Overview
If you work for yourself, you know the specific panic of finishing a three-hour deep work session only to realize you never started your timer. Taim was built to fix exactly that. It is a desktop-based time tracker that operates on a "set it and forget it" philosophy.
Instead of demanding that you manually toggle a button every time you switch contexts, Taim sits in the background and records which applications and windows you are using. At the end of the day (or week), you assign those blocks of time to specific projects.
What makes Taim interesting in a crowded market is its stance on privacy and ownership. While tools like Toggl or Harvest rely heavily on the cloud, Taim is architected to store your granular activity data locally on your machine. It is designed for freelancers, developers, and creatives who want accurate billing data without the paranoia of a third-party server watching their every mouse click.
Key Features
Passive Activity Monitoring
This is the heavy lifter. Taim logs the active window titles and application names automatically. You can work naturally, jumping between Photoshop, Slack, and your browser, without interacting with the app. Later, you review a visual timeline and bulk-assign these activities to billable projects. It bridges the gap between what you thought you did and what you actually did.
Smart Categorization (AI)
The app features an internal logic that attempts to learn your habits. If you consistently tag "VS Code" and "Terminal" to "Project X," Taim starts suggesting that categorization automatically. It cuts down on the admin time required to sort through your logs. However, expect a learning curve here. You will need to manually train it for a bit before the suggestions become reliable.

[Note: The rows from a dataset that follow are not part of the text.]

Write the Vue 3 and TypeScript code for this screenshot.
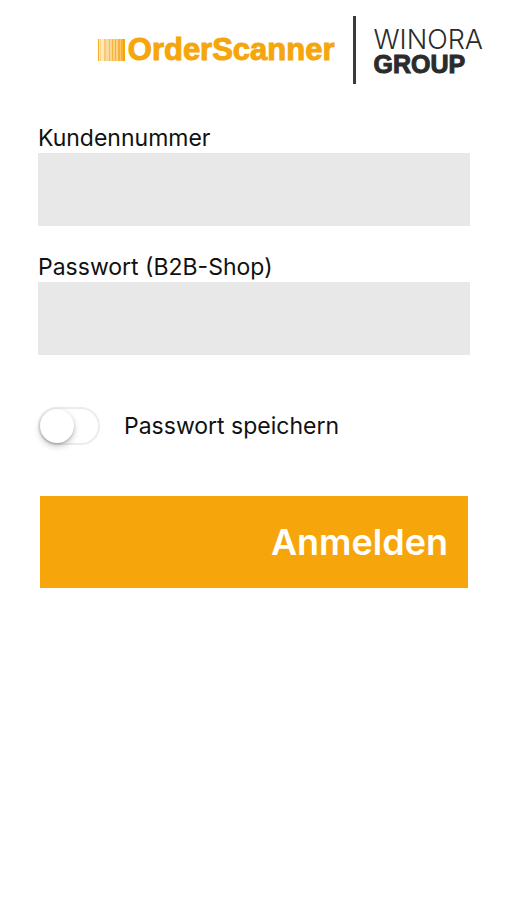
<script setup lang="ts">
import { ref } from 'vue'

interface Bar {
  x: number
  width: number
  opacity: number
}

const customerNumber = ref<string>('')
const password = ref<string>('')
const savePassword = ref<boolean>(false)

const bars: Bar[] = [
  { x: 0, width: 1, opacity: 0.9 },
  { x: 1, width: 5, opacity: 0.25 },
  { x: 2, width: 1, opacity: 0.3 },
  { x: 6, width: 2, opacity: 0.6 },
  { x: 8, width: 3, opacity: 0.4 },
  { x: 11, width: 1, opacity: 0.75 },
  { x: 12, width: 2, opacity: 0.45 },
  { x: 14, width: 1, opacity: 0.8 },
  { x: 15, width: 2, opacity: 0.5 },
  { x: 17, width: 1, opacity: 0.85 },
  { x: 18, width: 2, opacity: 0.5 },
  { x: 20, width: 2, opacity: 0.85 },
  { x: 22, width: 1, opacity: 0.6 },
  { x: 23, width: 2, opacity: 0.85 },
  { x: 25, width: 2, opacity: 1 },
]
</script>

<template>
  <main class="page">
    <header class="header">
      <div class="product">
        <svg class="barcode" viewBox="0 0 27 22" aria-hidden="true">
          <rect
            v-for="(bar, index) in bars"
            :key="index"
            :x="bar.x"
            y="0"
            :width="bar.width"
            height="22"
            :opacity="bar.opacity"
            fill="#f6a50b"
          />
        </svg>
        <span class="product-name">OrderScanner</span>
      </div>
      <div class="company">
        <span class="company-light">WINORA</span>
        <span class="company-bold">GROUP</span>
      </div>
    </header>

    <form class="form" @submit.prevent>
      <div class="field">
        <label class="label" for="customer-number">Kundennummer</label>
        <input id="customer-number" v-model="customerNumber" class="input" type="text" />
      </div>
      <div class="field">
        <label class="label" for="password">Passwort (B2B-Shop)</label>
        <input id="password" v-model="password" class="input" type="password" />
      </div>
      <div class="save">
        <input id="save-password" v-model="savePassword" class="switch" type="checkbox" />
        <label class="label" for="save-password">Passwort speichern</label>
      </div>
      <button class="submit" type="submit">Anmelden</button>
    </form>
  </main>
</template>

<style>
body {
  background: #fff;
}
</style>

<style scoped>
.page {
  padding: 16px 24px 32px;
  font-family: Inter, "Liberation Sans", sans-serif;
  color: #111;
}

.header {
  display: flex;
  justify-content: flex-end;
  align-items: center;
  gap: 18px;
}

.product {
  display: flex;
  align-items: center;
  gap: 3px;
  color: #f6a50b;
}

.barcode {
  width: 27px;
  height: 22px;
}

.product-name {
  font-family: "Liberation Sans", Arial, sans-serif;
  font-size: 31px;
  font-weight: 700;
  line-height: 36px;
  -webkit-text-stroke: 1px #f6a50b;
}

.company {
  display: flex;
  flex-direction: column;
  justify-content: center;
  box-sizing: border-box;
  height: 68px;
  padding: 4px 0 0 18px;
  border-left: 3px solid #3a3a3a;
  color: #2b2b2b;
}

.company-light {
  font-size: 27px;
  font-weight: 300;
  line-height: 25px;
}

.company-bold {
  font-family: "Liberation Sans", Arial, sans-serif;
  font-size: 25px;
  font-weight: 700;
  line-height: 25px;
  -webkit-text-stroke: 1px #2b2b2b;
}

.form {
  display: flex;
  flex-direction: column;
  padding: 38px 13px 0 14px;
}

.field {
  display: flex;
  flex-direction: column;
  margin-bottom: 25px;
}

.label {
  font-size: 23px;
  line-height: 31px;
}

.input {
  box-sizing: border-box;
  width: 100%;
  height: 73px;
  padding: 0 16px;
  border: 0;
  border-radius: 0;
  background: #e8e8e8;
  font: inherit;
  font-size: 23px;
}

.field .label {
  padding-top: 2px;
  line-height: 29px;
}

.save {
  display: flex;
  align-items: center;
  gap: 24px;
  margin-top: 27px;
}

.switch {
  appearance: none;
  display: flex;
  box-sizing: border-box;
  width: 62px;
  height: 38px;
  margin: 0;
  padding: 0;
  border: 2px solid #ececec;
  border-radius: 19px;
  background: #fff;
}

.switch::before {
  content: "";
  width: 34px;
  height: 34px;
  border-radius: 50%;
  background: #fff;
  box-shadow: 0 3px 6px rgba(0, 0, 0, 0.25), 0 1px 2px rgba(0, 0, 0, 0.15);
}

.switch:checked {
  justify-content: flex-end;
  background: #f6a50b;
}

.submit {
  height: 92px;
  margin: 51px 2px 0;
  padding: 0 20px;
  border: 0;
  background: #f6a50b;
  color: #fff;
  font-family: inherit;
  font-size: 36px;
  font-weight: 600;
  text-align: right;
}
</style>
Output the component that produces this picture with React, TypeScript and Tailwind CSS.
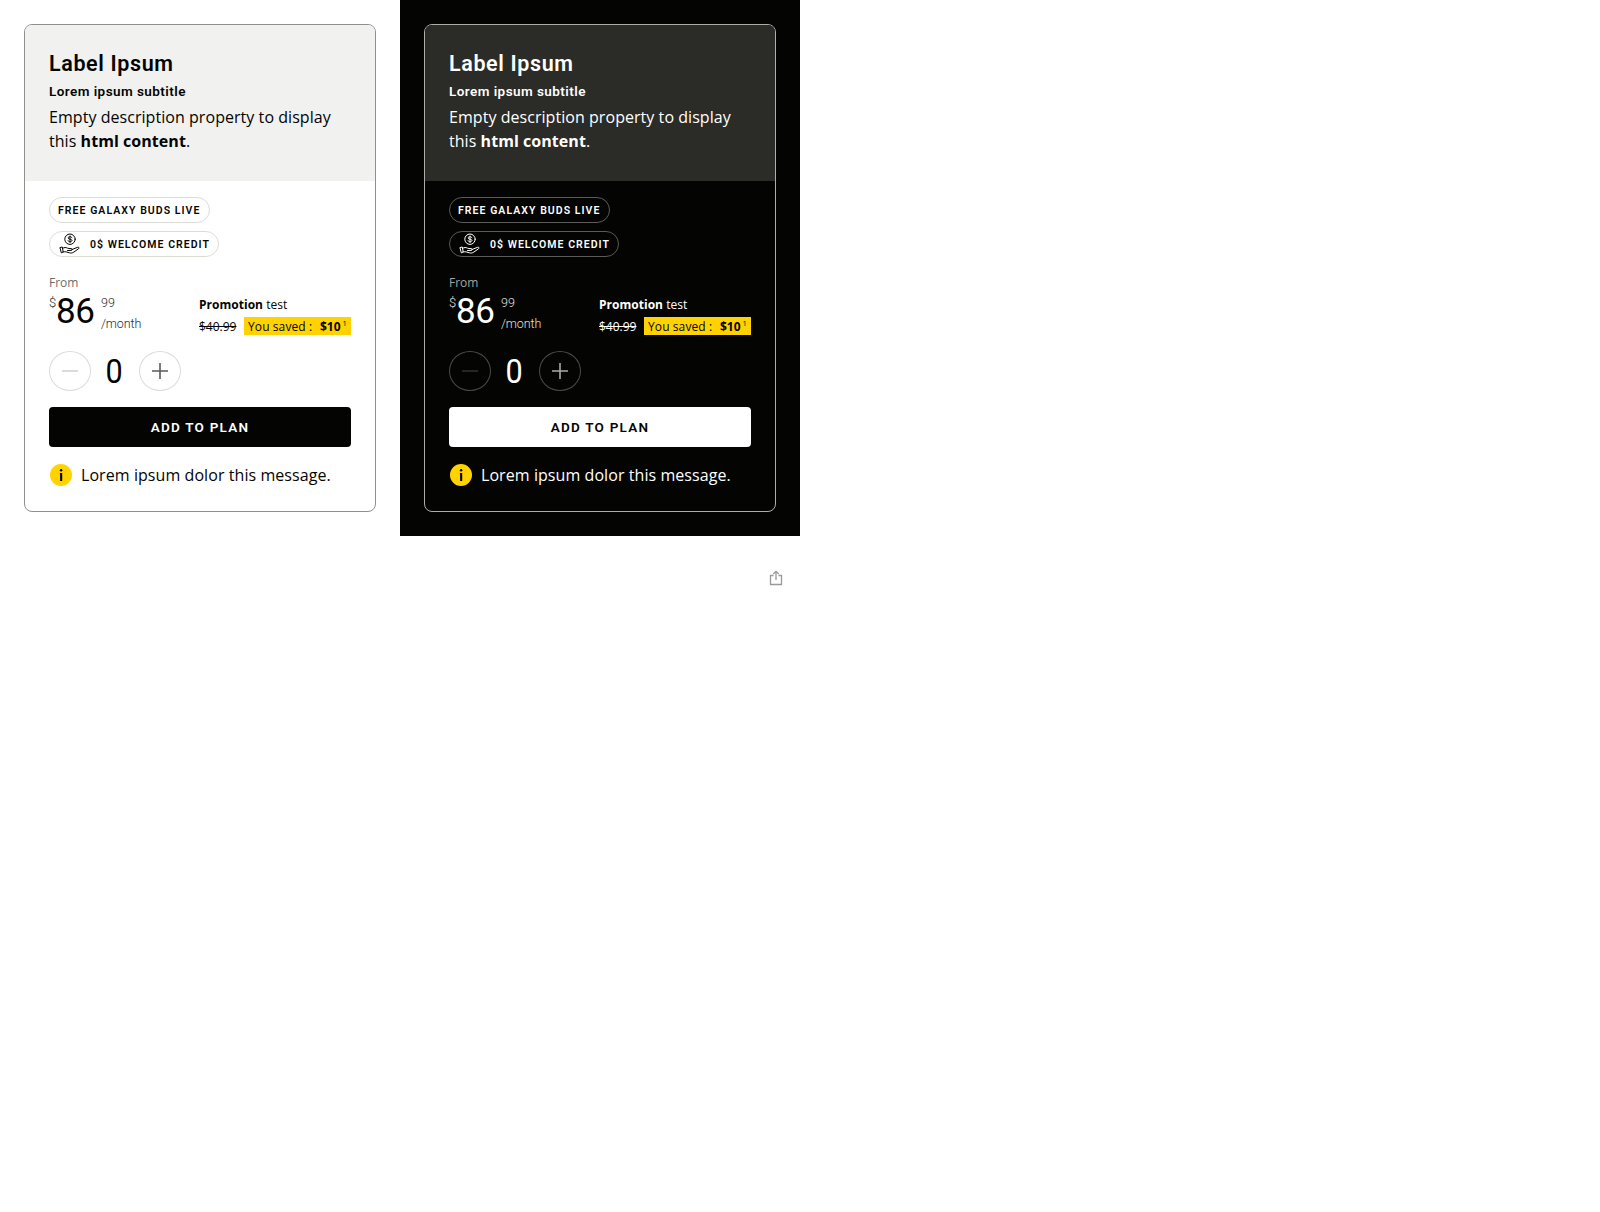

Privacy-First Local Storage
For developers working under strict NDAs or anyone uncomfortable with cloud surveillance, this is a major selling point. Your detailed minute-by-minute app history lives on your hard drive. It does not get uploaded to Taim's servers. You own the data, and you control the exports (CSV, XLS, or PDF) when you need to send an invoice.
Built-in Focus Tools
Taim isn't just a logger. It includes a Pomodoro timer and budget tracking. You can set a financial cap or an hourly limit for a project, and the app will alert you as you approach that threshold. It integrates the billing workflow with the productivity workflow, so you aren't switching between a timer app and a to-do list app.
Pricing
Taim bucks the current SaaS trend by offering a perpetual license model for individuals. This is a significant draw for those suffering from subscription fatigue.
- Individual Plan: $39 one-time payment (discounted from $79).
- This gets you a license for one macOS device.
- You receive 12 months of free updates.
- Important distinction: After 12 months, you stop getting updates, but the app keeps working. You are not locked out of your data.
- Teams Plan: Custom pricing.
- This is a subscription model designed for agencies.
- Unlike the individual plan, this involves cloud storage to allow for collaborative tracking and manager oversight.
- Refund Policy: There is no standard free trial, which is risky. However, they offer a "no-questions-asked" refund policy if the tool doesn't fit your workflow.
Pros & Cons
The Good
- One-Time Payment: Paying once for a piece of software is increasingly rare. Over two or three years, this is significantly cheaper than a monthly SaaS subscription.
- Data Privacy: Local storage offers peace of mind. Your browsing habits and file names stay on your machine.
- Low Friction: It solves the cognitive load problem. You don't need to remember to track time for it to be tracked.
- Mac-Native Feel: The UI is clean, modern, and fits perfectly into the macOS ecosystem.
The Bad
- Windows Experience: While Taim supports Windows 10+, it is clearly a Mac-first product. Windows users often report that the performance and polish aren't quite at the same level as the macOS version.
- No Mobile App: There is no companion app for iOS or Android. If you take a client call while walking the dog, you have to remember to manually add that time later.
- Initial Setup Required: The "Application Flow" view captures everything. This can be overwhelming until you set up "ignore rules" for non-work apps like Spotify or Netflix.
- Screen Real Estate: The UI can feel cramped on smaller laptop screens, with some users noting scrolling issues when reviewing detailed timelines.
Verdict
Taim is an excellent tool for macOS-based freelancers and solopreneurs who bill by the hour and value privacy. If you spend most of your day at a desk and hate the monthly drain of subscription fees, the $39 one-time cost is a steal.
However, if you are a Windows power user or someone who works frequently from a mobile device, Taim might feel limiting. The lack of a mobile app creates gaps in your data that require manual entry, defeating the purpose of an automated tracker.
Recommendation: Buy it if you want a beautiful, private, "buy-once" utility for your Mac. Skip it if you need a cross-platform cloud solution for a dispersed team.